Неужели я Вам не писал про Вашу статью о Тургеневе?{1462} Читал я ее, как все Ваши статьи, — с восхищением, но и с некоторой маленькой досадой. Если Вы признаете, что Тургенев потерял точку и виляет и не знает, что сказать о некоторых явлениях русской жизни (на всякий, случай. относясь к ним насмешливо), то должны бы были и признать, что великая художественная способность его ослабела (и должна была ослабеть) в последних его произведениях. Так оно и есть в самом деле: он очень ослабел как художник. «Голос» говорит, что это потому, что он живет за границей;{1463} но причина глубже. Вы же признаете и за последними произведениями его прежнюю художественность. Так ли это?
Впрочем, я, может быть, ошибаюсь (не в суждении о Тургеневе, а в Вашей статье). Может быть, Вы не так только выразились… А знаете — ведь это всё помещичья литература. Она сказала всё, что имела сказать (великолепно у Льва Толстого). Но это в высшей степени помещичье слово было последним. Нового слова, заменяющего помещичье, еще не было, да и некогда. (Решетниковы ничего не сказали.

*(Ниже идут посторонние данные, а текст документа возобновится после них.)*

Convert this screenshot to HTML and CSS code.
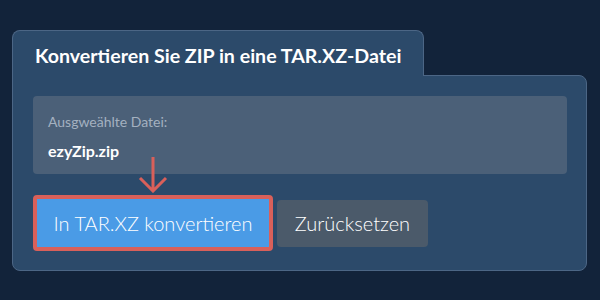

Но все-таки Решетниковы выражают мысль необходимости чего-то нового в художническом слове, уже не помещичьего, — хотя и выражают в безобразном виде.{1464})
Как желал бы я Вас еще застать в Петербурге. Понятия не имею, когда ворочусь. (Между нами — мечтаю через месяц.) Но если не придут деньги и упущу срок, то придется остаться опять. Но это ужасно и бессмысленно.
Роман я или испорчу до грязи, до позора (я уже начал портить), или осилю, и хоть что-нибудь да из него выйдет хорошее. Пишу наудачу. Вот теперешний мой девиз. (Всё это между нами, ради Бога.)
А я так мечтал встретить Вас в Петербурге первого. Без сомнения, проехаться Вам в высшей степени необходимо. Но — не останьтесь как-нибудь в Киеве совсем. Ваши письма стали страшно пугать меня за Вас. Вы один из людей, наисильнейше отразившихся в моей жизни, и я Вас искренно люблю и Вам сочувствую. Вы просто в унынии (об смерти начали говорить!). Ах, хорошо бы было нам повидаться!